DATA BLOCK start

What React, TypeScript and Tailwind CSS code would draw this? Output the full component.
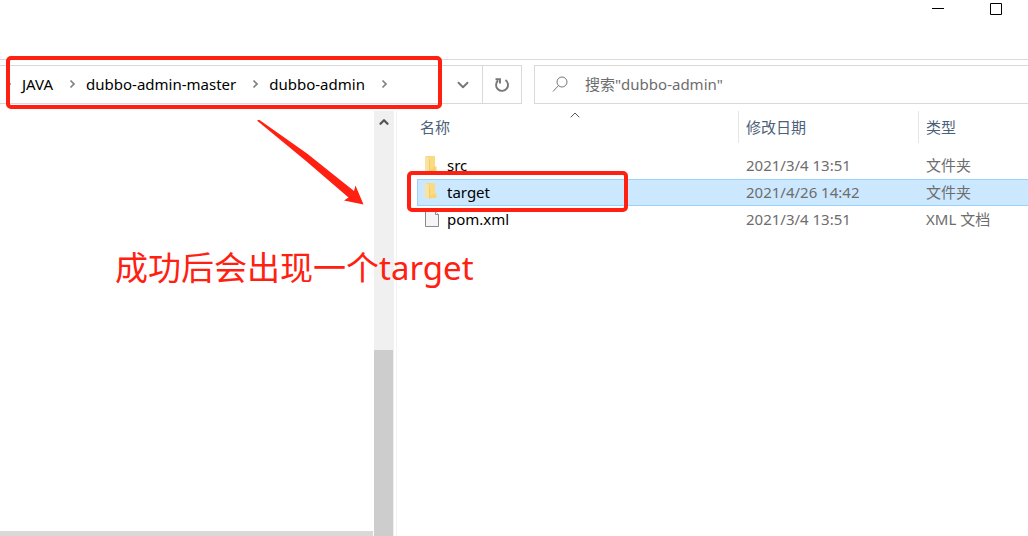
import React from "react";
import { ChevronDown, ChevronUp } from "lucide-react";

interface FileItem {
  name: string;
  date: string;
  type: string;
  kind: "folder" | "file";
  selected?: boolean;
}

const crumbs = ["JAVA", "dubbo-admin-master", "dubbo-admin"];

const files: FileItem[] = [
  { name: "src", date: "2021/3/4 13:51", type: "文件夹", kind: "folder" },
  {
    name: "target",
    date: "2021/4/26 14:42",
    type: "文件夹",
    kind: "folder",
    selected: true,
  },
  { name: "pom.xml", date: "2021/3/4 13:51", type: "XML 文档", kind: "file" },
];

const FolderIcon = () => (
  <svg width="16" height="18" viewBox="0 0 16 18" aria-hidden="true">
    <path d="M2 0h9v10.500h1.500V15H5z" fill="#f7d576" />
    <path d="M5.500 0H11v10.500L5.500 13z" fill="#fbdb82" />
    <path d="M1 0h1.500L6 2.500V16L1 14.500z" fill="#fbe2a0" />
    <path d="M5 2.500l1 .5V16l-1-.4z" fill="#efcd74" />
  </svg>
);

const FileIcon = () => (
  <svg width="16" height="18" viewBox="0 0 16 18" aria-hidden="true">
    <path d="M1.500 1.500h10l3 3v12h-13z" fill="#f5f5f5" stroke="#8a8a8a" />
    <path d="M11.500 1.500v3h3" fill="#fff" stroke="#8a8a8a" />
  </svg>
);

const CrumbArrow = () => (
  <svg width="7" height="10" viewBox="0 0 7 10" aria-hidden="true">
    <path d="M1.500 1.500L5 5L1.500 8.500" fill="none" stroke="#808080" strokeWidth="1.700" />
  </svg>
);

const TitleBar = () => (
  <header className="flex h-[60px] items-start justify-end border-b border-[#d9d9d9] pr-[26px]">
    <div className="flex gap-[46px] pt-[3px]">
      <button aria-label="最小化" className="h-3 w-3">
        <svg width="12" height="12" aria-hidden="true">
          <path d="M0 5.500h12" stroke="#000" />
        </svg>
      </button>
      <button aria-label="最大化" className="h-3 w-3">
        <svg width="12" height="12" aria-hidden="true">
          <path d="M.5.500h11v11H.5z" fill="none" stroke="#000" />
        </svg>
      </button>
    </div>
  </header>
);

const AddressBar = () => (
  <div className="flex gap-3 pt-[5px]">
    <div className="flex h-[39px] w-[522px] shrink-0 border border-l-0 border-[#d9d9d9]">
      <nav className="flex flex-1 items-center pb-[2px] pl-[5px] text-black">
        <CrumbArrow />
        {crumbs.map((crumb) => (
          <React.Fragment key={crumb}>
            <a href={`#${crumb}`} className="pr-4 pl-[10px]">
              {crumb}
            </a>
            <CrumbArrow />
          </React.Fragment>
        ))}
      </nav>
      <button
        aria-label="展开"
        className="flex w-[38px] items-center justify-center text-[#777]"
      >
        <ChevronDown size={18} strokeWidth={2.5} />
      </button>
      <button
        aria-label="刷新"
        className="flex w-[39px] items-center justify-center border-l border-[#d9d9d9]"
      >
        <svg width="16" height="16" viewBox="0 0 16 16" aria-hidden="true">
          <path
            d="M11.500 3A6 6 0 1 1 4 3.500M1.500 2.200H6V6.500"
            fill="none"
            stroke="#777"
            strokeWidth="1.900"
          />
        </svg>
      </button>
    </div>
    <label className="flex h-[39px] flex-1 items-center gap-4 border border-r-0 border-[#d9d9d9] pl-[17px]">
      <svg width="17" height="17" viewBox="0 0 17 17" aria-hidden="true">
        <circle cx="10" cy="6" r="5" fill="none" stroke="#777" />
        <path d="M6.500 9.500L1 15.500" stroke="#777" />
      </svg>
      <input
        type="text"
        aria-label="搜索"
        placeholder={'搜索"dubbo-admin"'}
        className="min-w-0 flex-1 pb-[2px] outline-none placeholder:text-[#6d6d6d]"
      />
    </label>
  </div>
);

const NavigationPane = () => (
  <aside className="flex w-[397px] shrink-0 border-r border-[#f3f3f3]">
    <div className="flex flex-1 flex-col justify-end">
      <div className="mr-px h-[5px] bg-[#d9d9d9]"></div>
    </div>
    <div className="mr-[2px] flex w-5 flex-col bg-[#f0f0f0]">
      <div className="flex h-[239px] justify-center pt-1 text-[#555]">
        <ChevronUp size={14} strokeWidth={4} />
      </div>
      <div className="mr-px flex-1 bg-[#cdcdcd]"></div>
    </div>
  </aside>
);

const FileRow = ({ file }: { file: FileItem }) => {
  const border = file.selected ? "border-[#99d1ff]" : "border-transparent";

  return (
    <tr className={file.selected ? "bg-[#cce8ff]" : ""}>
      <td className={`h-[27px] border-y border-l p-0 pb-[2px] ${border}`}>
        <div className="flex items-center gap-[7px] pl-[6px] text-black">
          {file.kind === "folder" ? <FolderIcon /> : <FileIcon />}
          {file.name}
        </div>
      </td>
      <td className={`border-y p-0 pb-[2px] pl-2 ${border}`}>{file.date}</td>
      <td className={`border-y p-0 pb-[2px] pl-2 ${border}`}>{file.type}</td>
    </tr>
  );
};

const FileTable = () => (
  <main className="relative flex-1 pl-5">
    <ChevronUp
      size={16}
      strokeWidth={1.5}
      className="absolute -top-1 left-[170px] text-[#555]"
    />
    <table className="w-full table-fixed border-separate border-spacing-0 text-left text-[#6d6d6d]">
      <thead>
        <tr className="text-[#4c607a]">
          <th className="h-[41px] w-[321px] p-0 align-top font-normal">
            <div className="flex h-8 items-center pl-[3px]">名称</div>
          </th>
          <th className="w-[180px] p-0 align-top font-normal">
            <div className="flex h-8 items-center border-l border-[#e5e5e5] pl-[7px]">
              修改日期
            </div>
          </th>
          <th className="p-0 align-top font-normal">
            <div className="flex h-8 items-center border-l border-[#e5e5e5] pl-[7px]">
              类型
            </div>
          </th>
        </tr>
      </thead>
      <tbody>
        {files.map((file) => (
          <FileRow key={file.name} file={file} />
        ))}
      </tbody>
    </table>
  </main>
);

// red marks drawn over the window
const Annotations = () => (
  <div className="pointer-events-none">
    <div className="absolute left-[6px] top-14 h-[53px] w-[436px] rounded-[5px] border-4 border-[#ff2011]"></div>
    <div className="absolute left-[407px] top-[171px] h-[41px] w-[221px] rounded-[5px] border-4 border-[#ff2011]"></div>
    <svg
      width="108"
      height="88"
      viewBox="0 0 108 88"
      className="absolute left-[257px] top-[118px]"
      aria-hidden="true"
    >
      <path
        d="M.5 2L2.500 2L50 35.500L97 73L98.500 67.500L106.500 86.500L87 82.500L91.500 79.500L49 43L.5 3z"
        fill="#ff2011"
      />
    </svg>
    <p className="absolute left-[115px] top-[246px] whitespace-nowrap text-[33px] leading-[44px] text-[#ff2011]">
      成功后会出现一个target
    </p>
  </div>
);

export default function App() {
  return (
    <div className="relative flex min-h-screen flex-col overflow-hidden bg-white font-['Noto_Sans','Noto_Sans_CJK_SC',sans-serif] text-[15px] leading-[22px]">
      <TitleBar />
      <AddressBar />
      <div className="flex flex-1 pt-[7px]">
        <NavigationPane />
        <FileTable />
      </div>
      <Annotations />
    </div>
  );
}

DATA BLOCK end

## TASK TO COMPLETE:
Without the pictures, output the full listing exactly as it stands.

## IN RESPONSE:
What React, TypeScript and Tailwind CSS code would draw this? Output the full component.
import React from "react";
import { ChevronDown, ChevronUp } from "lucide-react";

interface FileItem {
  name: string;
  date: string;
  type: string;
  kind: "folder" | "file";
  selected?: boolean;
}

const crumbs = ["JAVA", "dubbo-admin-master", "dubbo-admin"];

const files: FileItem[] = [
  { name: "src", date: "2021/3/4 13:51", type: "文件夹", kind: "folder" },
  {
    name: "target",
    date: "2021/4/26 14:42",
    type: "文件夹",
    kind: "folder",
    selected: true,
  },
  { name: "pom.xml", date: "2021/3/4 13:51", type: "XML 文档", kind: "file" },
];

const FolderIcon = () => (
  <svg width="16" height="18" viewBox="0 0 16 18" aria-hidden="true">
    <path d="M2 0h9v10.500h1.500V15H5z" fill="#f7d576" />
    <path d="M5.500 0H11v10.500L5.500 13z" fill="#fbdb82" />
    <path d="M1 0h1.500L6 2.500V16L1 14.500z" fill="#fbe2a0" />
    <path d="M5 2.500l1 .5V16l-1-.4z" fill="#efcd74" />
  </svg>
);

const FileIcon = () => (
  <svg width="16" height="18" viewBox="0 0 16 18" aria-hidden="true">
    <path d="M1.500 1.500h10l3 3v12h-13z" fill="#f5f5f5" stroke="#8a8a8a" />
    <path d="M11.500 1.500v3h3" fill="#fff" stroke="#8a8a8a" />
  </svg>
);

const CrumbArrow = () => (
  <svg width="7" height="10" viewBox="0 0 7 10" aria-hidden="true">
    <path d="M1.500 1.500L5 5L1.500 8.500" fill="none" stroke="#808080" strokeWidth="1.700" />
  </svg>
);

const TitleBar = () => (
  <header className="flex h-[60px] items-start justify-end border-b border-[#d9d9d9] pr-[26px]">
    <div className="flex gap-[46px] pt-[3px]">
      <button aria-label="最小化" className="h-3 w-3">
        <svg width="12" height="12" aria-hidden="true">
          <path d="M0 5.500h12" stroke="#000" />
        </svg>
      </button>
      <button aria-label="最大化" className="h-3 w-3">
        <svg width="12" height="12" aria-hidden="true">
          <path d="M.5.500h11v11H.5z" fill="none" stroke="#000" />
        </svg>
      </button>
    </div>
  </header>
);

const AddressBar = () => (
  <div className="flex gap-3 pt-[5px]">
    <div className="flex h-[39px] w-[522px] shrink-0 border border-l-0 border-[#d9d9d9]">
      <nav className="flex flex-1 items-center pb-[2px] pl-[5px] text-black">
        <CrumbArrow />
        {crumbs.map((crumb) => (
          <React.Fragment key={crumb}>
            <a href={`#${crumb}`} className="pr-4 pl-[10px]">
              {crumb}
            </a>
            <CrumbArrow />
          </React.Fragment>
        ))}
      </nav>
      <button
        aria-label="展开"
        className="flex w-[38px] items-center justify-center text-[#777]"
      >
        <ChevronDown size={18} strokeWidth={2.5} />
      </button>
      <button
        aria-label="刷新"
        className="flex w-[39px] items-center justify-center border-l border-[#d9d9d9]"
      >
        <svg width="16" height="16" viewBox="0 0 16 16" aria-hidden="true">
          <path
            d="M11.500 3A6 6 0 1 1 4 3.500M1.500 2.200H6V6.500"
            fill="none"
            stroke="#777"
            strokeWidth="1.900"
          />
        </svg>
      </button>
    </div>
    <label className="flex h-[39px] flex-1 items-center gap-4 border border-r-0 border-[#d9d9d9] pl-[17px]">
      <svg width="17" height="17" viewBox="0 0 17 17" aria-hidden="true">
        <circle cx="10" cy="6" r="5" fill="none" stroke="#777" />
        <path d="M6.500 9.500L1 15.500" stroke="#777" />
      </svg>
      <input
        type="text"
        aria-label="搜索"
        placeholder={'搜索"dubbo-admin"'}
        className="min-w-0 flex-1 pb-[2px] outline-none placeholder:text-[#6d6d6d]"
      />
    </label>
  </div>
);

const NavigationPane = () => (
  <aside className="flex w-[397px] shrink-0 border-r border-[#f3f3f3]">
    <div className="flex flex-1 flex-col justify-end">
      <div className="mr-px h-[5px] bg-[#d9d9d9]"></div>
    </div>
    <div className="mr-[2px] flex w-5 flex-col bg-[#f0f0f0]">
      <div className="flex h-[239px] justify-center pt-1 text-[#555]">
        <ChevronUp size={14} strokeWidth={4} />
      </div>
      <div className="mr-px flex-1 bg-[#cdcdcd]"></div>
    </div>
  </aside>
);

const FileRow = ({ file }: { file: FileItem }) => {
  const border = file.selected ? "border-[#99d1ff]" : "border-transparent";

  return (
    <tr className={file.selected ? "bg-[#cce8ff]" : ""}>
      <td className={`h-[27px] border-y border-l p-0 pb-[2px] ${border}`}>
        <div className="flex items-center gap-[7px] pl-[6px] text-black">
          {file.kind === "folder" ? <FolderIcon /> : <FileIcon />}
          {file.name}
        </div>
      </td>
      <td className={`border-y p-0 pb-[2px] pl-2 ${border}`}>{file.date}</td>
      <td className={`border-y p-0 pb-[2px] pl-2 ${border}`}>{file.type}</td>
    </tr>
  );
};

const FileTable = () => (
  <main className="relative flex-1 pl-5">
    <ChevronUp
      size={16}
      strokeWidth={1.5}
      className="absolute -top-1 left-[170px] text-[#555]"
    />
    <table className="w-full table-fixed border-separate border-spacing-0 text-left text-[#6d6d6d]">
      <thead>
        <tr className="text-[#4c607a]">
          <th className="h-[41px] w-[321px] p-0 align-top font-normal">
            <div className="flex h-8 items-center pl-[3px]">名称</div>
          </th>
          <th className="w-[180px] p-0 align-top font-normal">
            <div className="flex h-8 items-center border-l border-[#e5e5e5] pl-[7px]">
              修改日期
            </div>
          </th>
          <th className="p-0 align-top font-normal">
            <div className="flex h-8 items-center border-l border-[#e5e5e5] pl-[7px]">
              类型
            </div>
          </th>
        </tr>
      </thead>
      <tbody>
        {files.map((file) => (
          <FileRow key={file.name} file={file} />
        ))}
      </tbody>
    </table>
  </main>
);

// red marks drawn over the window
const Annotations = () => (
  <div className="pointer-events-none">
    <div className="absolute left-[6px] top-14 h-[53px] w-[436px] rounded-[5px] border-4 border-[#ff2011]"></div>
    <div className="absolute left-[407px] top-[171px] h-[41px] w-[221px] rounded-[5px] border-4 border-[#ff2011]"></div>
    <svg
      width="108"
      height="88"
      viewBox="0 0 108 88"
      className="absolute left-[257px] top-[118px]"
      aria-hidden="true"
    >
      <path
        d="M.5 2L2.500 2L50 35.500L97 73L98.500 67.500L106.500 86.500L87 82.500L91.500 79.500L49 43L.5 3z"
        fill="#ff2011"
      />
    </svg>
    <p className="absolute left-[115px] top-[246px] whitespace-nowrap text-[33px] leading-[44px] text-[#ff2011]">
      成功后会出现一个target
    </p>
  </div>
);

export default function App() {
  return (
    <div className="relative flex min-h-screen flex-col overflow-hidden bg-white font-['Noto_Sans','Noto_Sans_CJK_SC',sans-serif] text-[15px] leading-[22px]">
      <TitleBar />
      <AddressBar />
      <div className="flex flex-1 pt-[7px]">
        <NavigationPane />
        <FileTable />
      </div>
      <Annotations />
    </div>
  );
}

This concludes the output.